● INFORMATION SUPPLIED:
▬▬▬
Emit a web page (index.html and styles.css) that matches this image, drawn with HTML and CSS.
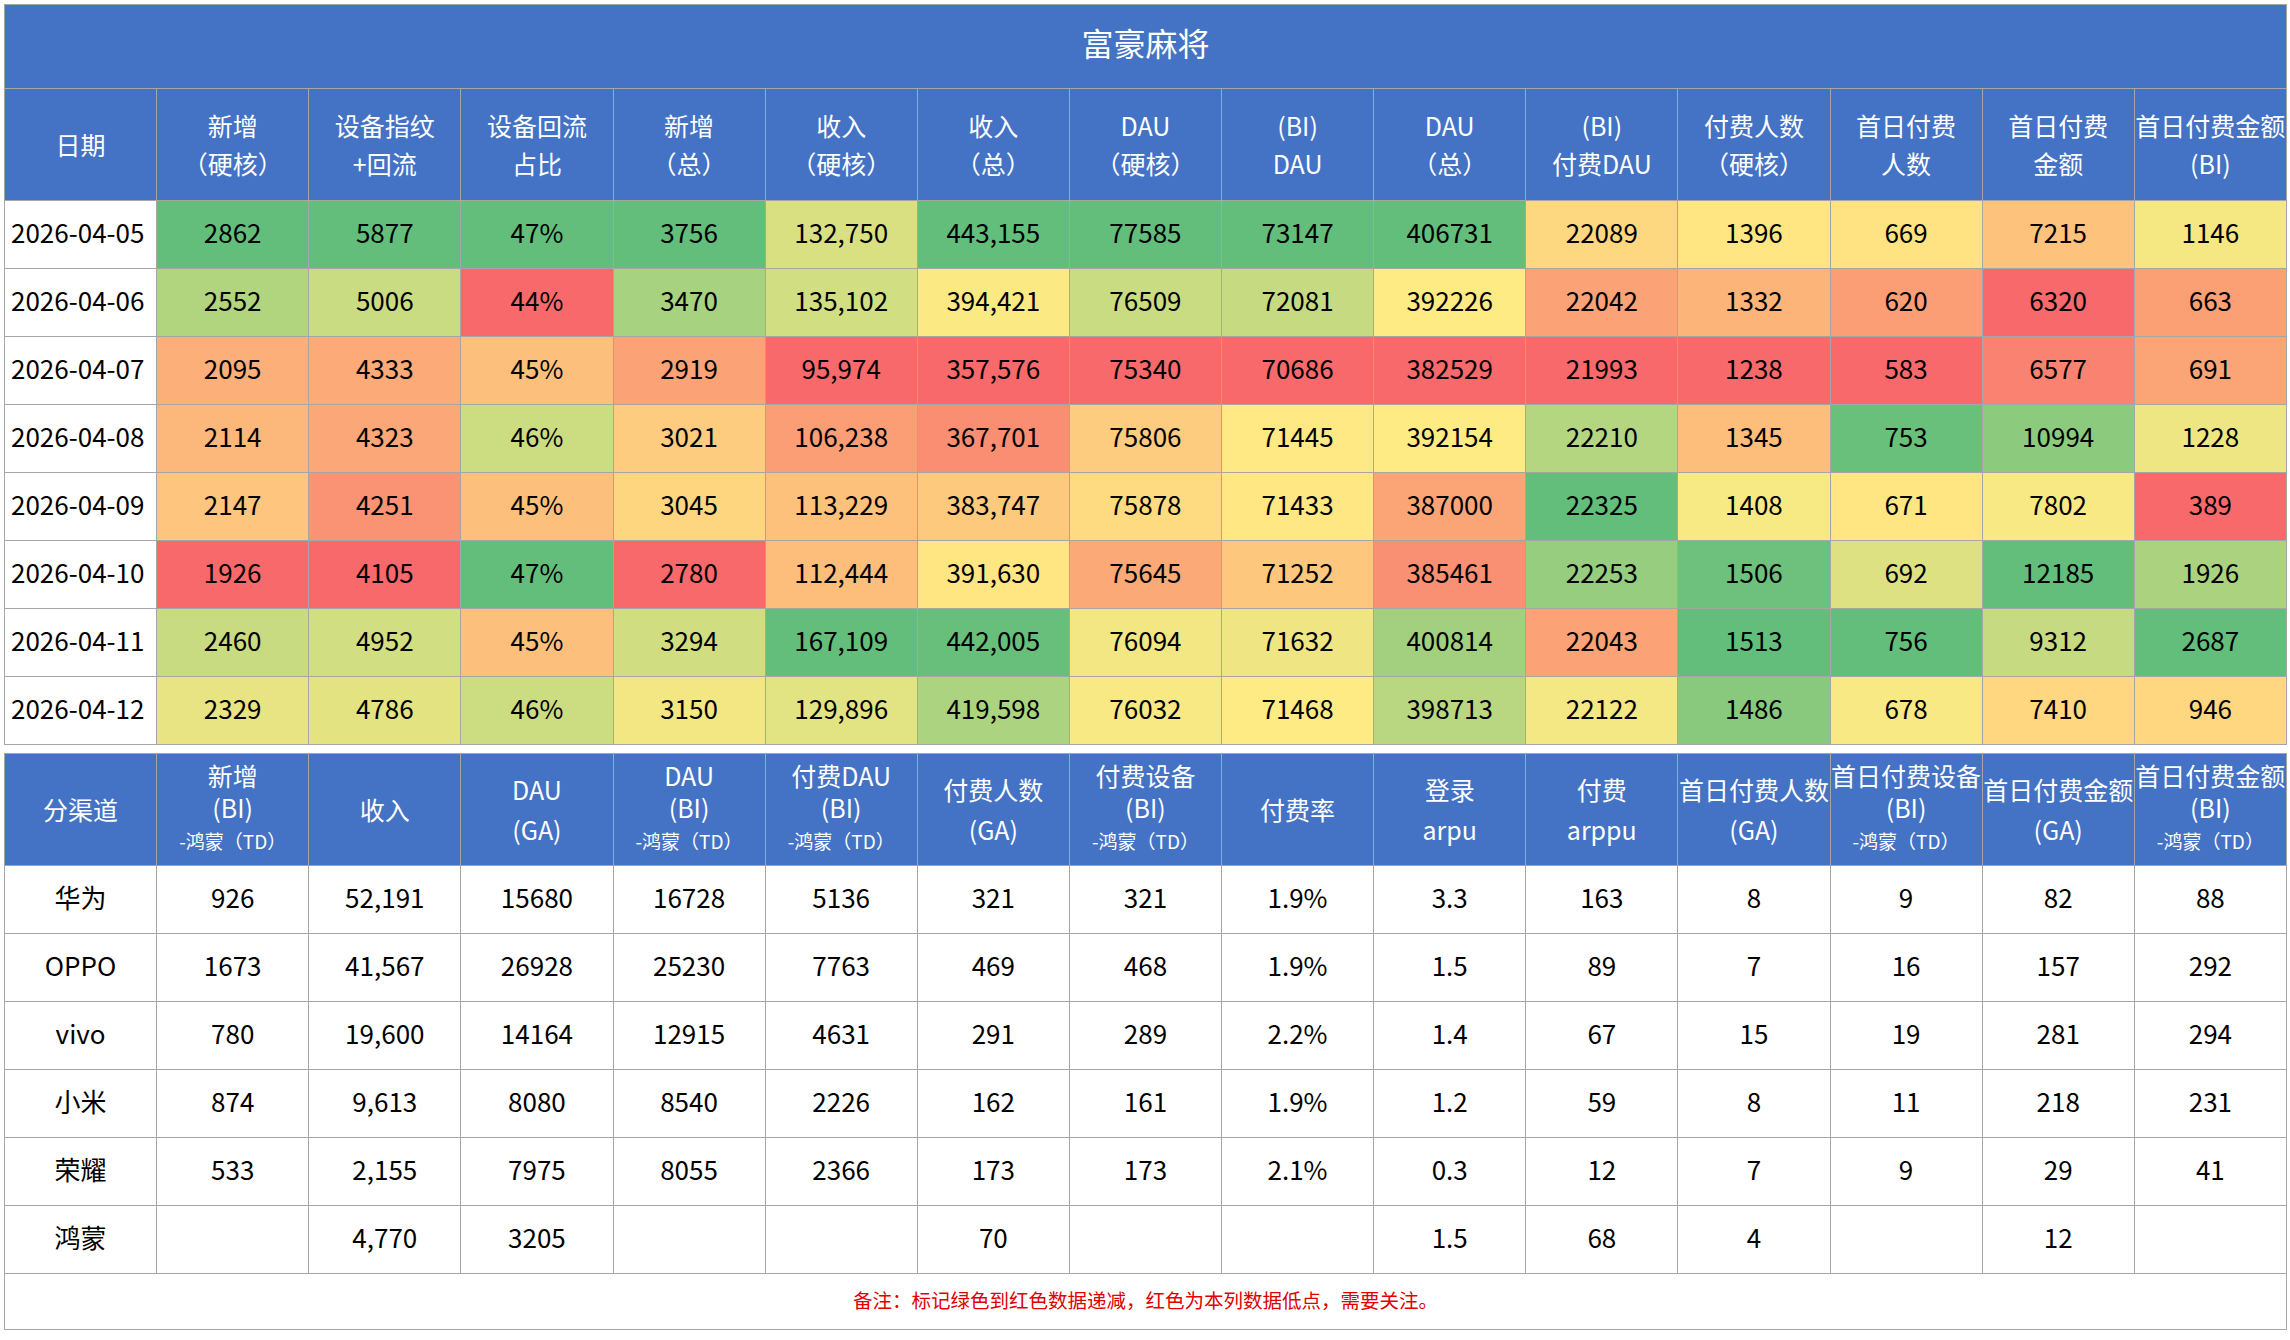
FILE: index.html
```html
<!DOCTYPE html>
<html lang="zh-CN">
<head>
<meta charset="utf-8">
<title>富豪麻将</title>
<link rel="stylesheet" href="styles.css">
</head>
<body>
<table class="grid daily">
  <colgroup><col><col><col><col><col><col><col><col><col><col><col><col><col><col><col></colgroup>
  <tr class="title"><th colspan="15">富豪麻将</th></tr>
  <tr class="head">
    <th><span class="ln">日期</span></th>
    <th><span class="ln">新增</span><span class="ln">（硬核）</span></th>
    <th><span class="ln">设备指纹</span><span class="ln">+回流</span></th>
    <th><span class="ln">设备回流</span><span class="ln">占比</span></th>
    <th><span class="ln">新增</span><span class="ln">（总）</span></th>
    <th><span class="ln">收入</span><span class="ln">（硬核）</span></th>
    <th><span class="ln">收入</span><span class="ln">（总）</span></th>
    <th><span class="ln">DAU</span><span class="ln">（硬核）</span></th>
    <th><span class="ln">(BI)</span><span class="ln">DAU</span></th>
    <th><span class="ln">DAU</span><span class="ln">（总）</span></th>
    <th><span class="ln">(BI)</span><span class="ln">付费DAU</span></th>
    <th><span class="ln">付费人数</span><span class="ln">（硬核）</span></th>
    <th><span class="ln">首日付费</span><span class="ln">人数</span></th>
    <th><span class="ln">首日付费</span><span class="ln">金额</span></th>
    <th><span class="ln">首日付费金额</span><span class="ln">(BI)</span></th>
  </tr>
  <tr class="data"><td class="date">2026-04-05</td><td>2862</td><td>5877</td><td>47%</td><td>3756</td><td>132,750</td><td>443,155</td><td>77585</td><td>73147</td><td>406731</td><td>22089</td><td>1396</td><td>669</td><td>7215</td><td>1146</td></tr>
  <tr class="data"><td class="date">2026-04-06</td><td>2552</td><td>5006</td><td>44%</td><td>3470</td><td>135,102</td><td>394,421</td><td>76509</td><td>72081</td><td>392226</td><td>22042</td><td>1332</td><td>620</td><td>6320</td><td>663</td></tr>
  <tr class="data"><td class="date">2026-04-07</td><td>2095</td><td>4333</td><td>45%</td><td>2919</td><td>95,974</td><td>357,576</td><td>75340</td><td>70686</td><td>382529</td><td>21993</td><td>1238</td><td>583</td><td>6577</td><td>691</td></tr>
  <tr class="data"><td class="date">2026-04-08</td><td>2114</td><td>4323</td><td>46%</td><td>3021</td><td>106,238</td><td>367,701</td><td>75806</td><td>71445</td><td>392154</td><td>22210</td><td>1345</td><td>753</td><td>10994</td><td>1228</td></tr>
  <tr class="data"><td class="date">2026-04-09</td><td>2147</td><td>4251</td><td>45%</td><td>3045</td><td>113,229</td><td>383,747</td><td>75878</td><td>71433</td><td>387000</td><td>22325</td><td>1408</td><td>671</td><td>7802</td><td>389</td></tr>
  <tr class="data"><td class="date">2026-04-10</td><td>1926</td><td>4105</td><td>47%</td><td>2780</td><td>112,444</td><td>391,630</td><td>75645</td><td>71252</td><td>385461</td><td>22253</td><td>1506</td><td>692</td><td>12185</td><td>1926</td></tr>
  <tr class="data"><td class="date">2026-04-11</td><td>2460</td><td>4952</td><td>45%</td><td>3294</td><td>167,109</td><td>442,005</td><td>76094</td><td>71632</td><td>400814</td><td>22043</td><td>1513</td><td>756</td><td>9312</td><td>2687</td></tr>
  <tr class="data"><td class="date">2026-04-12</td><td>2329</td><td>4786</td><td>46%</td><td>3150</td><td>129,896</td><td>419,598</td><td>76032</td><td>71468</td><td>398713</td><td>22122</td><td>1486</td><td>678</td><td>7410</td><td>946</td></tr>
</table>

<table class="grid channel">
  <colgroup><col><col><col><col><col><col><col><col><col><col><col><col><col><col><col></colgroup>
  <tr class="head">
    <th><span class="ln">分渠道</span></th>
    <th class="h3"><span class="ln">新增</span><span class="ln">(BI)</span><span class="ln sub">-鸿蒙（TD）</span></th>
    <th><span class="ln">收入</span></th>
    <th class="h2"><span class="ln">DAU</span><span class="ln">(GA)</span></th>
    <th class="h3"><span class="ln">DAU</span><span class="ln">(BI)</span><span class="ln sub">-鸿蒙（TD）</span></th>
    <th class="h3"><span class="ln">付费DAU</span><span class="ln">(BI)</span><span class="ln sub">-鸿蒙（TD）</span></th>
    <th class="h2"><span class="ln">付费人数</span><span class="ln">(GA)</span></th>
    <th class="h3"><span class="ln">付费设备</span><span class="ln">(BI)</span><span class="ln sub">-鸿蒙（TD）</span></th>
    <th><span class="ln">付费率</span></th>
    <th class="h2"><span class="ln">登录</span><span class="ln">arpu</span></th>
    <th class="h2"><span class="ln">付费</span><span class="ln">arppu</span></th>
    <th class="h2"><span class="ln">首日付费人数</span><span class="ln">(GA)</span></th>
    <th class="h3"><span class="ln">首日付费设备</span><span class="ln">(BI)</span><span class="ln sub">-鸿蒙（TD）</span></th>
    <th class="h2"><span class="ln">首日付费金额</span><span class="ln">(GA)</span></th>
    <th class="h3"><span class="ln">首日付费金额</span><span class="ln">(BI)</span><span class="ln sub">-鸿蒙（TD）</span></th>
  </tr>
  <tr><td>华为</td><td>926</td><td>52,191</td><td>15680</td><td>16728</td><td>5136</td><td>321</td><td>321</td><td>1.9%</td><td>3.3</td><td>163</td><td>8</td><td>9</td><td>82</td><td>88</td></tr>
  <tr><td>OPPO</td><td>1673</td><td>41,567</td><td>26928</td><td>25230</td><td>7763</td><td>469</td><td>468</td><td>1.9%</td><td>1.5</td><td>89</td><td>7</td><td>16</td><td>157</td><td>292</td></tr>
  <tr><td>vivo</td><td>780</td><td>19,600</td><td>14164</td><td>12915</td><td>4631</td><td>291</td><td>289</td><td>2.2%</td><td>1.4</td><td>67</td><td>15</td><td>19</td><td>281</td><td>294</td></tr>
  <tr><td>小米</td><td>874</td><td>9,613</td><td>8080</td><td>8540</td><td>2226</td><td>162</td><td>161</td><td>1.9%</td><td>1.2</td><td>59</td><td>8</td><td>11</td><td>218</td><td>231</td></tr>
  <tr><td>荣耀</td><td>533</td><td>2,155</td><td>7975</td><td>8055</td><td>2366</td><td>173</td><td>173</td><td>2.1%</td><td>0.3</td><td>12</td><td>7</td><td>9</td><td>29</td><td>41</td></tr>
  <tr><td>鸿蒙</td><td></td><td>4,770</td><td>3205</td><td></td><td></td><td>70</td><td></td><td></td><td>1.5</td><td>68</td><td>4</td><td></td><td>12</td><td></td></tr>
  <tr class="note"><td colspan="15">备注：标记绿色到红色数据递减，红色为本列数据低点，需要关注。</td></tr>
</table>
<script src="script.js"></script>
</body>
</html>
```

FILE: styles.css
```css
html, body {
  margin: 0;
  background: #ffffff;
}
body {
  padding: 4px 0 0 4px;
  font-family: "Noto Sans CJK SC", "Microsoft YaHei", sans-serif;
  color: #000;
}
.grid {
  border-collapse: collapse;
  table-layout: fixed;
  width: 2283px;
}
.grid th,
.grid td {
  border: 1px solid #a6a6a6;
  padding: 0;
  text-align: center;
  vertical-align: middle;
  white-space: nowrap;
  overflow: hidden;
}
.grid th {
  background: #4472c4;
  color: #ffffff;
  font-weight: normal;
  font-size: 25px;
}
.title th {
  height: 73px;
  padding-bottom: 10px;
  font-size: 32px;
}
.head th {
  height: 109px;
  padding-bottom: 2px;
}
.ln {
  display: block;
  line-height: 38px;
}
.channel .h2 .ln {
  line-height: 40px;
}
.channel .h3 .ln {
  line-height: 32px;
}
.channel .h3 .sub {
  font-size: 19px;
  line-height: 36px;
}
.grid td {
  height: 61px;
  padding-bottom: 6px;
  font-size: 26px;
  background: #ffffff;
}
.grid td.date {
  text-align: left;
  padding-left: 6px;
}
.daily {
  margin-bottom: 8px;
}
.note td {
  height: 51px;
  padding-bottom: 4px;
  font-size: 19.5px;
  color: #e00000;
}
```

FILE: script.js
```js
(function () {
  var RED = [248, 105, 107], YEL = [255, 235, 132], GRN = [99, 190, 123];
  function mix(a, b, t) {
    return 'rgb(' + [0, 1, 2].map(function (i) {
      return Math.round(a[i] + (b[i] - a[i]) * t);
    }).join(',') + ')';
  }
  var rows = Array.prototype.slice.call(document.querySelectorAll('.daily tr.data'));
  var cols = rows[0].cells.length;
  for (var c = 1; c < cols; c++) {
    var vals = rows.map(function (r) {
      return parseFloat(r.cells[c].textContent.replace(/[,%]/g, ''));
    });
    var s = vals.slice().sort(function (a, b) { return a - b; });
    var min = s[0], max = s[s.length - 1];
    var pos = (s.length - 1) * 0.5, lo = Math.floor(pos), fr = pos - lo;
    var mid = s[lo] + (s[Math.min(lo + 1, s.length - 1)] - s[lo]) * fr;
    rows.forEach(function (r, i) {
      var v = vals[i], col;
      if (v <= mid) {
        col = mix(RED, YEL, mid === min ? 1 : (v - min) / (mid - min));
      } else {
        col = mix(YEL, GRN, max === mid ? 1 : (v - mid) / (max - mid));
      }
      r.cells[c].style.backgroundColor = col;
    });
  }
})();
```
▬▬▬
● STATED TASK:
Pull every line containing the word "styles" out of the material and copy it.

● EXERCISE RESPONSE:
Emit a web page (index.html and styles.css) that matches this image, drawn with HTML and CSS.
<link rel="stylesheet" href="styles.css">
FILE: styles.css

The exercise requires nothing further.